» Aim: Gather the lines that hold the string "this".

-------------------------

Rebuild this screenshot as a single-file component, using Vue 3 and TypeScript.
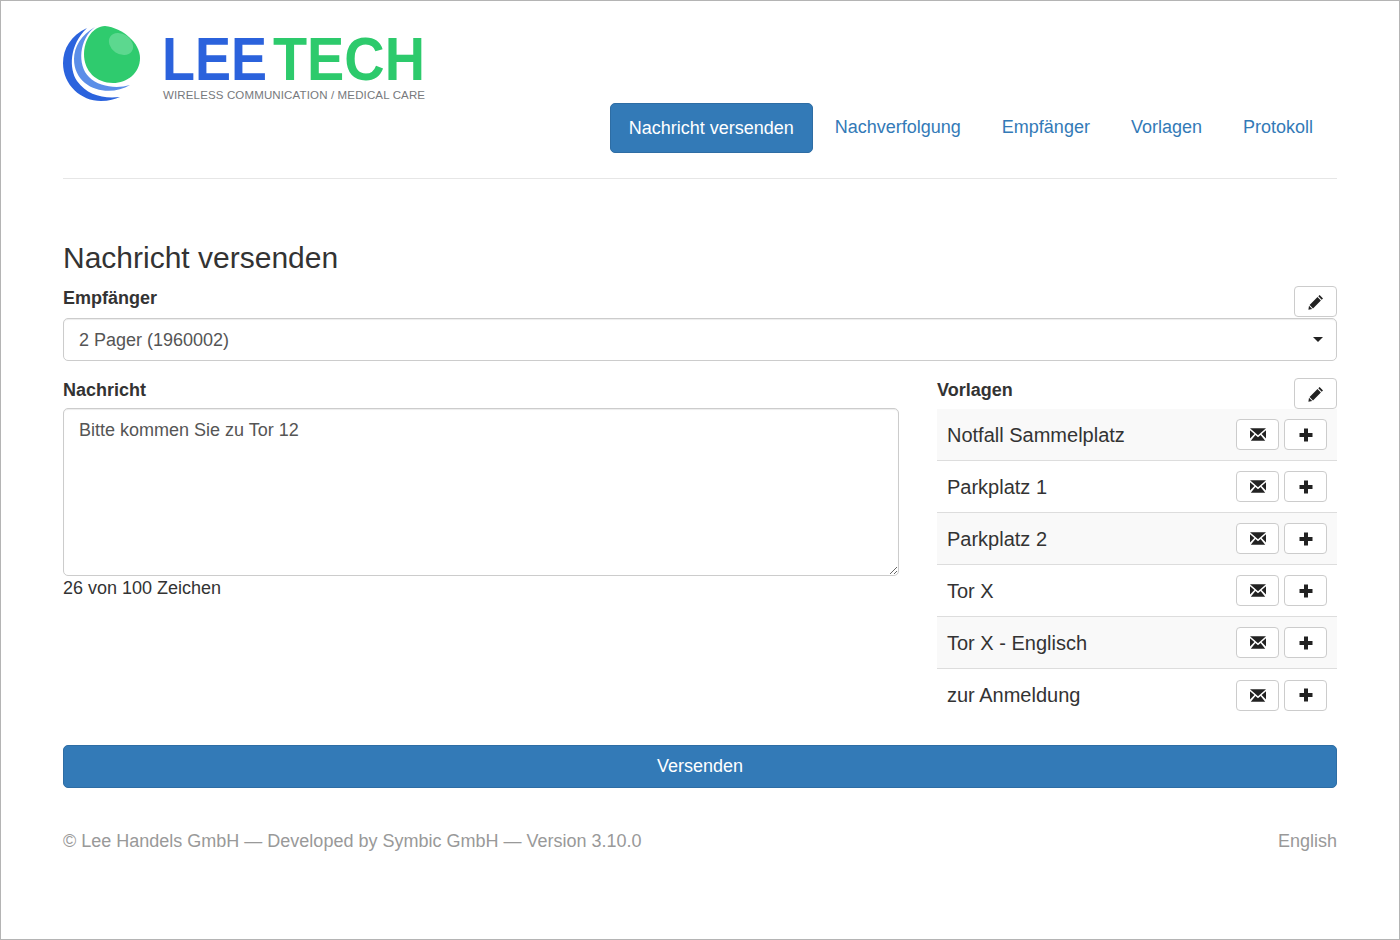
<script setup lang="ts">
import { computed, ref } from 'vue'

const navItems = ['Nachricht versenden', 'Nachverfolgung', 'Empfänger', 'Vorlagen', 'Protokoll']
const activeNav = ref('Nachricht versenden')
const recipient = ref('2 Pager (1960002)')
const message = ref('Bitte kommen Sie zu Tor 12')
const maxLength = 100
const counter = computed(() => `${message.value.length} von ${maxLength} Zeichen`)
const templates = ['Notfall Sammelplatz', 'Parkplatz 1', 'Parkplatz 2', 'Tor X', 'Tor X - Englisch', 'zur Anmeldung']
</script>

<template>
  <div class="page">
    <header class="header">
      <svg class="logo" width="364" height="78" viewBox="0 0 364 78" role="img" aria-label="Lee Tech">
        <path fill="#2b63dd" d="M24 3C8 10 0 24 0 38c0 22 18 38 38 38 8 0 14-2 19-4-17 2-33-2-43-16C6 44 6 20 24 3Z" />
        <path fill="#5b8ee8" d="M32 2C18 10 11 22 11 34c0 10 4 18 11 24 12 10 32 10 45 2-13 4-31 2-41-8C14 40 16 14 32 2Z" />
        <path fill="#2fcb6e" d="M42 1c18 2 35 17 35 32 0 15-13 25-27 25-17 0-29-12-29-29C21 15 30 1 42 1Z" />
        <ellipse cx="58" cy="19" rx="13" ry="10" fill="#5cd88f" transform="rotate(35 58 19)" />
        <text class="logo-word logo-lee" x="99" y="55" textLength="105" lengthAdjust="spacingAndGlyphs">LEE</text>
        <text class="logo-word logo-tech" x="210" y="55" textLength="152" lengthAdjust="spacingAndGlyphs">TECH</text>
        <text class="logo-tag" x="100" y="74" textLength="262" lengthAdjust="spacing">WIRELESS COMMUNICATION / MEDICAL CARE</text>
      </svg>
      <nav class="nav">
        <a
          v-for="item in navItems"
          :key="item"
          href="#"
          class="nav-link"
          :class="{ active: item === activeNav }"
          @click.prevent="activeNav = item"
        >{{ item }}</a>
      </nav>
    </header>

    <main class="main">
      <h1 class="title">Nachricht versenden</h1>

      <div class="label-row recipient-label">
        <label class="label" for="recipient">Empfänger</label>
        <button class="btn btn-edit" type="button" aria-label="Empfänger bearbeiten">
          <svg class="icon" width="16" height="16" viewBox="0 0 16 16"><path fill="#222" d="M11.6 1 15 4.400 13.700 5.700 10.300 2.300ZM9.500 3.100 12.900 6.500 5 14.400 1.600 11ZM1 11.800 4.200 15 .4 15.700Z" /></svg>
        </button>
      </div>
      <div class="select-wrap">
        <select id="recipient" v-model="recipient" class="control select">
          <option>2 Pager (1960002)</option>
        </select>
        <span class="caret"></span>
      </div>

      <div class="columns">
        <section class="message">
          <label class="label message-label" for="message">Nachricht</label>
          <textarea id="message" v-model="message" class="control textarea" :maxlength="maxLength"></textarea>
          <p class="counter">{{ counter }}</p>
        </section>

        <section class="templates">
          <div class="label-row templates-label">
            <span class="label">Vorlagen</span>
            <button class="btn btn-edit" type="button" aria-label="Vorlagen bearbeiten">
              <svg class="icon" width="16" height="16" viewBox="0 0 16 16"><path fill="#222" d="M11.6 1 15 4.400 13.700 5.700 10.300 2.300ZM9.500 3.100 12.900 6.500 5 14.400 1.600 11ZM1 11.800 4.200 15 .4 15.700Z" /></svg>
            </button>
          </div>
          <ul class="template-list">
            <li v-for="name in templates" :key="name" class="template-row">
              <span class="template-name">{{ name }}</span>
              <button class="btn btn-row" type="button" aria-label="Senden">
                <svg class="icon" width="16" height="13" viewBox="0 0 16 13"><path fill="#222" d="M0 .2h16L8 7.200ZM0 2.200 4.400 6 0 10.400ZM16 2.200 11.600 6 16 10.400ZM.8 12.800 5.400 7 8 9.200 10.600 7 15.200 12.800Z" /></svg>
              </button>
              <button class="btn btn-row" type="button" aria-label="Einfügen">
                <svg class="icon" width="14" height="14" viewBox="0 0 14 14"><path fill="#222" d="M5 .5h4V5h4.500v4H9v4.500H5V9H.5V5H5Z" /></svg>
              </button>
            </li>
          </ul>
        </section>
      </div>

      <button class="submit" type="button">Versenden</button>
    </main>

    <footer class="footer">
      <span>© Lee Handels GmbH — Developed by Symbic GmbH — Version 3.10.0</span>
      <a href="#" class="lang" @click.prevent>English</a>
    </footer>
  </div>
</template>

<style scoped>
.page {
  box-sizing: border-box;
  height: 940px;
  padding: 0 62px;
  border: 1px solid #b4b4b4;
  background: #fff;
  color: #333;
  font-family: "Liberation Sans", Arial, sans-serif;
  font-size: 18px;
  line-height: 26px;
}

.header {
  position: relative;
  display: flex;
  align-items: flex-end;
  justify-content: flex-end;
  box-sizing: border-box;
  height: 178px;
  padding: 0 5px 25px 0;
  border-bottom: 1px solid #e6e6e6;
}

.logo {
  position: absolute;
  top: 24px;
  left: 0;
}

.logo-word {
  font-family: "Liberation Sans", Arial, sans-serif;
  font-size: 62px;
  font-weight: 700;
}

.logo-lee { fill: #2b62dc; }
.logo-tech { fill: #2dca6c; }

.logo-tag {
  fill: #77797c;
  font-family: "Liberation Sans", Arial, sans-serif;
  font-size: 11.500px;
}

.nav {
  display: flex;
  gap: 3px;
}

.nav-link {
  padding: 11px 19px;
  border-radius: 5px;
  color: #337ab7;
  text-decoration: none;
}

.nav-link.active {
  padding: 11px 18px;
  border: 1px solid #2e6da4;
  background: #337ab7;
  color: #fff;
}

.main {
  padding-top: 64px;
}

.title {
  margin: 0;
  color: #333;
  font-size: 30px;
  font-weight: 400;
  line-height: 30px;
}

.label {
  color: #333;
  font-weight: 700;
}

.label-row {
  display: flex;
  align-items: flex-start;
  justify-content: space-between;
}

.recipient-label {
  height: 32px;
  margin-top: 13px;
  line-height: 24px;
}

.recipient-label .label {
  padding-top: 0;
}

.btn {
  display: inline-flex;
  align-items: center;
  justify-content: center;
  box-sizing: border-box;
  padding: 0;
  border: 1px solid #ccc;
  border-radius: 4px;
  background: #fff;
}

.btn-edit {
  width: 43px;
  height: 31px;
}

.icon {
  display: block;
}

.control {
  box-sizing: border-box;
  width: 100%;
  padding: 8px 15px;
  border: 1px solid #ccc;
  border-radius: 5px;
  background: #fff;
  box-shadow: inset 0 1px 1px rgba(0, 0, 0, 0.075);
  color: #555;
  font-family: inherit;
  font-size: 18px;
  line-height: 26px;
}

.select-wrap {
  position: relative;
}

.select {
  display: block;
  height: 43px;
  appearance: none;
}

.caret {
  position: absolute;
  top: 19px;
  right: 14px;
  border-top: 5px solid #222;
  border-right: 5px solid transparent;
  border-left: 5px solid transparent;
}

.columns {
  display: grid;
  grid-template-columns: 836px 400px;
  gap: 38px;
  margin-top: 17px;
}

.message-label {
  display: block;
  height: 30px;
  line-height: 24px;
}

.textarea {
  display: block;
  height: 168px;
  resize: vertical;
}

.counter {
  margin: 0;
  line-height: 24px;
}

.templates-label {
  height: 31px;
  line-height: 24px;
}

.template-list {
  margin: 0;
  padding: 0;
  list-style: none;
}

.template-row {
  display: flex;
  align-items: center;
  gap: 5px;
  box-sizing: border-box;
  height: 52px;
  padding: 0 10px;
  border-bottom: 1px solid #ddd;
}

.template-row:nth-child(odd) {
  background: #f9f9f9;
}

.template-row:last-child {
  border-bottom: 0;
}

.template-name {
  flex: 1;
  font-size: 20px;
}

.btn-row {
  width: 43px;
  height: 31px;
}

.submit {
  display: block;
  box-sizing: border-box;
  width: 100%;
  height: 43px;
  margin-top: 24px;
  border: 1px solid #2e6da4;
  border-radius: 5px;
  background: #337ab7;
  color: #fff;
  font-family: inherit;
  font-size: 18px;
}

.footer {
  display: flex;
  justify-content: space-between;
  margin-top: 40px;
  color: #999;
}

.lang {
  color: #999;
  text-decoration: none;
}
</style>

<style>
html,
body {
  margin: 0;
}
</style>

-------------------------

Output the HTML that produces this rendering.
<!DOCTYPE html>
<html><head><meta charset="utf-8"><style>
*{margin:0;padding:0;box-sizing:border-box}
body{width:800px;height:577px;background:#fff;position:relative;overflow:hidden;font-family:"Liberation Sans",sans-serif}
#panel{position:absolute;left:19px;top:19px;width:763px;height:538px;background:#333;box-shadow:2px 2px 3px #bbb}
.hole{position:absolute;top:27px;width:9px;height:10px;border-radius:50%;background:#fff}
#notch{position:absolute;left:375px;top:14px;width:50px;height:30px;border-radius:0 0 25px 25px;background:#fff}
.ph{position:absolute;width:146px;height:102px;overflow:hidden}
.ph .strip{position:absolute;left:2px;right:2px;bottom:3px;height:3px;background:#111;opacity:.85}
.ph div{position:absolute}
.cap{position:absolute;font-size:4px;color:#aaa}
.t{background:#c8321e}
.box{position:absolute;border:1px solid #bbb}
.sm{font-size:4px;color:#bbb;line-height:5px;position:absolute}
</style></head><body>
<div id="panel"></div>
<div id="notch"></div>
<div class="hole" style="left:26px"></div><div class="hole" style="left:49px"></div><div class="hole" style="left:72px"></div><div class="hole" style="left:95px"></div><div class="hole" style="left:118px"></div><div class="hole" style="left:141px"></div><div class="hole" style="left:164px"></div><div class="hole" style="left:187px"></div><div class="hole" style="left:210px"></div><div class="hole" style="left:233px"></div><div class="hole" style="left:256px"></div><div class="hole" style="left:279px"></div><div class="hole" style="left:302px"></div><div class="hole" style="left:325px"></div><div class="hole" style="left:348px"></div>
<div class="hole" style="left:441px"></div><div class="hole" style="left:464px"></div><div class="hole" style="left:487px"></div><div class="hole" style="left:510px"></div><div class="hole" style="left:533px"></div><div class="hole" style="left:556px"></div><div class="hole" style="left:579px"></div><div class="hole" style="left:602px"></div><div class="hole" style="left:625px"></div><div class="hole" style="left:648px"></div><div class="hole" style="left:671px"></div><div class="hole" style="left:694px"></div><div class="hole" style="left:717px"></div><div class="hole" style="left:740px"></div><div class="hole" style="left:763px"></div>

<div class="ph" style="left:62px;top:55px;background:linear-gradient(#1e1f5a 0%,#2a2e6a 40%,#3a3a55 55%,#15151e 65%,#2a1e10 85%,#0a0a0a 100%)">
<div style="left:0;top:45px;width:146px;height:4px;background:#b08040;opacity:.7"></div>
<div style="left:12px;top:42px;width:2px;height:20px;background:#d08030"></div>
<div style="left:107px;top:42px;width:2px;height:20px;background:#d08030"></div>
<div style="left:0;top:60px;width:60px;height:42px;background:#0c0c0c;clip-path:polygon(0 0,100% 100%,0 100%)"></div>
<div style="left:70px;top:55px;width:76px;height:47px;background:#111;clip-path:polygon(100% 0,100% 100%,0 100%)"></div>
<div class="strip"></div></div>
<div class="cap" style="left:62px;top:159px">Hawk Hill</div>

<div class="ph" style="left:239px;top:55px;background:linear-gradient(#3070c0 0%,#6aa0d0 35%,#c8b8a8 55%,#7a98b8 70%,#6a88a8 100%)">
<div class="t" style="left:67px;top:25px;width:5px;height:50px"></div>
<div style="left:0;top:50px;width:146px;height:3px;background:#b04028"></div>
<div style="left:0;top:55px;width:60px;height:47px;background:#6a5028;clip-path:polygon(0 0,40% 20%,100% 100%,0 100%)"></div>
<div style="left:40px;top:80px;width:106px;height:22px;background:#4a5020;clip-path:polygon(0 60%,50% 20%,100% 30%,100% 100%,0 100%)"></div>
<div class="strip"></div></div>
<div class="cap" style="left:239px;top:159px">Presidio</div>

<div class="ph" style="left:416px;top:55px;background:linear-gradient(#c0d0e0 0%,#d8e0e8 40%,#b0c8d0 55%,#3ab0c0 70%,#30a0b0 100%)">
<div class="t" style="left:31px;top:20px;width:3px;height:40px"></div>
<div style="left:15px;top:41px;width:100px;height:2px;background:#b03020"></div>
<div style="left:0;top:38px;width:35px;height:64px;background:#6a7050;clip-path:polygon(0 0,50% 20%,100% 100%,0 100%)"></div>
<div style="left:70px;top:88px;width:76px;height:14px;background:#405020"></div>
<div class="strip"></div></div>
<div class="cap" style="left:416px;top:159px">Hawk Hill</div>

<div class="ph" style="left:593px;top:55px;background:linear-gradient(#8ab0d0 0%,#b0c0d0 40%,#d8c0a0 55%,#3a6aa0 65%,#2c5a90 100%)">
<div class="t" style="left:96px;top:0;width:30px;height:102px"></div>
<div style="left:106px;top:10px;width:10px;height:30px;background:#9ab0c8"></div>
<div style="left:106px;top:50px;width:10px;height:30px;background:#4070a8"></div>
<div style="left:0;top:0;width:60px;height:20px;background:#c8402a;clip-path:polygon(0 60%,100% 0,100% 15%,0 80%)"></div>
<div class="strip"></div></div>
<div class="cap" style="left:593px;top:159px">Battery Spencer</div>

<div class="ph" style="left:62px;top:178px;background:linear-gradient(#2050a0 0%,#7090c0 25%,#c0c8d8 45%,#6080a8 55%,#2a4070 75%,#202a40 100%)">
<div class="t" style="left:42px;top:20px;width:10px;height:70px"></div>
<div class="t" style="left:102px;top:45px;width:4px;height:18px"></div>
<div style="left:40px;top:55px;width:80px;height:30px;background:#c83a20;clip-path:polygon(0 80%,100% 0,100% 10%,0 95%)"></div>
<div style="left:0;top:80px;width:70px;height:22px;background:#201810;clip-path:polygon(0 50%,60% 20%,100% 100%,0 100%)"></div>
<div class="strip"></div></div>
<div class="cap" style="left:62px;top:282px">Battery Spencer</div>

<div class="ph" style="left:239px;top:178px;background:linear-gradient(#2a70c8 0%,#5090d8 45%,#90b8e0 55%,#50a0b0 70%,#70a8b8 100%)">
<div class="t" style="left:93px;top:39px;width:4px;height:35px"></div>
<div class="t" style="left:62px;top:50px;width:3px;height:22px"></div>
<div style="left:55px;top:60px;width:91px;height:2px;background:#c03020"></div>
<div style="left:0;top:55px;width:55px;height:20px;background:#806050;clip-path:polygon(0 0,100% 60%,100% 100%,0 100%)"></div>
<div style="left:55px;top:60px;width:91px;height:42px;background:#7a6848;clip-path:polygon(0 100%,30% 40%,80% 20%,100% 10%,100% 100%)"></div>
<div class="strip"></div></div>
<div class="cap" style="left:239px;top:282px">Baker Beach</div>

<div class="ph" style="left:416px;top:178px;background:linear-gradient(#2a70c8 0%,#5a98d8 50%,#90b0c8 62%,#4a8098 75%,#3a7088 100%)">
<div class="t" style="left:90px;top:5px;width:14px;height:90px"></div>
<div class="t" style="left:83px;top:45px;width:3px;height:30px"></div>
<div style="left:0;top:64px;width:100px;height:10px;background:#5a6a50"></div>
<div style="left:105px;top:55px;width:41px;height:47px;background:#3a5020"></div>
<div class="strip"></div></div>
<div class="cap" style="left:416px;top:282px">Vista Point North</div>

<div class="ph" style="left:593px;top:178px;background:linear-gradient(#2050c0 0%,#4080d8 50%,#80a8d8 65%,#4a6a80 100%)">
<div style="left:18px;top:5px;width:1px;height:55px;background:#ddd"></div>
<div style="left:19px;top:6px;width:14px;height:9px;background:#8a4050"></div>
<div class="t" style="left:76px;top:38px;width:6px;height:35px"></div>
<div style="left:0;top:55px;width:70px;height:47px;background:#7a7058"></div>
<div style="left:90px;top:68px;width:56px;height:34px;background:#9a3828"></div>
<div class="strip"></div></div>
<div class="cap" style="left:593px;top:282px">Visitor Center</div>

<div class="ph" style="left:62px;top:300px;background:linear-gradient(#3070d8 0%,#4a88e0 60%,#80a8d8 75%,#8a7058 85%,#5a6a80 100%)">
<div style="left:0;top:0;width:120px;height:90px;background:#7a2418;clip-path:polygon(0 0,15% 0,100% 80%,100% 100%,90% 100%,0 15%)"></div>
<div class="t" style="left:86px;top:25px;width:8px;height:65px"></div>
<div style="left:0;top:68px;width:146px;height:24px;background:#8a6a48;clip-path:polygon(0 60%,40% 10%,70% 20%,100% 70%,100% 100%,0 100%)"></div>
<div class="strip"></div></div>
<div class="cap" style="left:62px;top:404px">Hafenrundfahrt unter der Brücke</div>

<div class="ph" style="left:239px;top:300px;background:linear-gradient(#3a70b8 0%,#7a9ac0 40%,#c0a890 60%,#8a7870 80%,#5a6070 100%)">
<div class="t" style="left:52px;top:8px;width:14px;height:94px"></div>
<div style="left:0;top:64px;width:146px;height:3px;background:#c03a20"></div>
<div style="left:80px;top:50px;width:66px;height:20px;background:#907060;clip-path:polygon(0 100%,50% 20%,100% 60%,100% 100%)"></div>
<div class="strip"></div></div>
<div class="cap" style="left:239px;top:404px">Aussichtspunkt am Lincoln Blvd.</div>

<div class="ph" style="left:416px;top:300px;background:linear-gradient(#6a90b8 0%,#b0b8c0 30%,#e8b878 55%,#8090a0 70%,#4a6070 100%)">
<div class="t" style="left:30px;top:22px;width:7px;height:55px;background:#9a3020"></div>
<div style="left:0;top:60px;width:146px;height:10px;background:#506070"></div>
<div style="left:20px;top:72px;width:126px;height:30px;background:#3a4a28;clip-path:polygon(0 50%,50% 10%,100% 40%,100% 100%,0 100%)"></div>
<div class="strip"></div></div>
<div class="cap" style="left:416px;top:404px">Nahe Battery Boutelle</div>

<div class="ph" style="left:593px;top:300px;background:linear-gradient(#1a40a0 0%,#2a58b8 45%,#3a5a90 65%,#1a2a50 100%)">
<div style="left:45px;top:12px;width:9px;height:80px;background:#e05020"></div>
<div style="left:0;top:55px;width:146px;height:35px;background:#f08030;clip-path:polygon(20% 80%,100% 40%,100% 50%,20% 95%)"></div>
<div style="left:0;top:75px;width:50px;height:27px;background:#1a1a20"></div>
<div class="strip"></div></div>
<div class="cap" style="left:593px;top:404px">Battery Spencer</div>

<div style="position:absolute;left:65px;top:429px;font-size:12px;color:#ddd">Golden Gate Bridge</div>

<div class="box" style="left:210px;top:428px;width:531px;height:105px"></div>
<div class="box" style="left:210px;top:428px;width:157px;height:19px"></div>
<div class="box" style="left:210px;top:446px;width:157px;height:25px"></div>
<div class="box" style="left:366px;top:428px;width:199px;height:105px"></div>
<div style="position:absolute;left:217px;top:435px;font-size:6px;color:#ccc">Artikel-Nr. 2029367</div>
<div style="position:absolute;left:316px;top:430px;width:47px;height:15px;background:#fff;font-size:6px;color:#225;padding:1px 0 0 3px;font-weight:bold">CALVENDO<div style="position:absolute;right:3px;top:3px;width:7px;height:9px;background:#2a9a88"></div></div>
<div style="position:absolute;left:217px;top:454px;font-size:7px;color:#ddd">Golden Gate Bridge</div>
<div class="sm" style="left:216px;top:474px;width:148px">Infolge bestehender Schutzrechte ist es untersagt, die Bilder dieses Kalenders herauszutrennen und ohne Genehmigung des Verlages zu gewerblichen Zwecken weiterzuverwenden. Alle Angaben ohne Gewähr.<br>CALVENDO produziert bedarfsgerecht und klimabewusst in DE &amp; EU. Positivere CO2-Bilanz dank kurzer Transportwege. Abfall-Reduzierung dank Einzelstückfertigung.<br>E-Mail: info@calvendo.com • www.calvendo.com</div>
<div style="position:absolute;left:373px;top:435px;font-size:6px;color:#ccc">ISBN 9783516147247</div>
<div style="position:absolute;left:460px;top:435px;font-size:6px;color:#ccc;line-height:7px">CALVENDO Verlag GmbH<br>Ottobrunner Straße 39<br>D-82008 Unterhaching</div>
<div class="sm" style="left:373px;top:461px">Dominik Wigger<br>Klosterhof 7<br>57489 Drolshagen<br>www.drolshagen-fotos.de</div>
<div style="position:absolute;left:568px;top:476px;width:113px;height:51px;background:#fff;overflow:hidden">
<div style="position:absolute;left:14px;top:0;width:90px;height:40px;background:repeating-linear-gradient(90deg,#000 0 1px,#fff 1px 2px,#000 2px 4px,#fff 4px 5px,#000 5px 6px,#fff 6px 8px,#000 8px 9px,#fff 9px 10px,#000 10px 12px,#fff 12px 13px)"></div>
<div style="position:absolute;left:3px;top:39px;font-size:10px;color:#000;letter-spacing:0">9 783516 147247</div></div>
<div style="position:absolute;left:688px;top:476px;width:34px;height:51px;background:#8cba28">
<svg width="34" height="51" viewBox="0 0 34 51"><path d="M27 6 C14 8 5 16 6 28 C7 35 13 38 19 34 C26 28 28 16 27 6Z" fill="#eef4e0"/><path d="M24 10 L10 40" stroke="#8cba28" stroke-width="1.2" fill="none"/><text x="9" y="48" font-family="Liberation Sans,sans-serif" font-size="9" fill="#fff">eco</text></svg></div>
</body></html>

-------------------------

» Response:
Rebuild this screenshot as a single-file component, using Vue 3 and TypeScript.
Output the HTML that produces this rendering.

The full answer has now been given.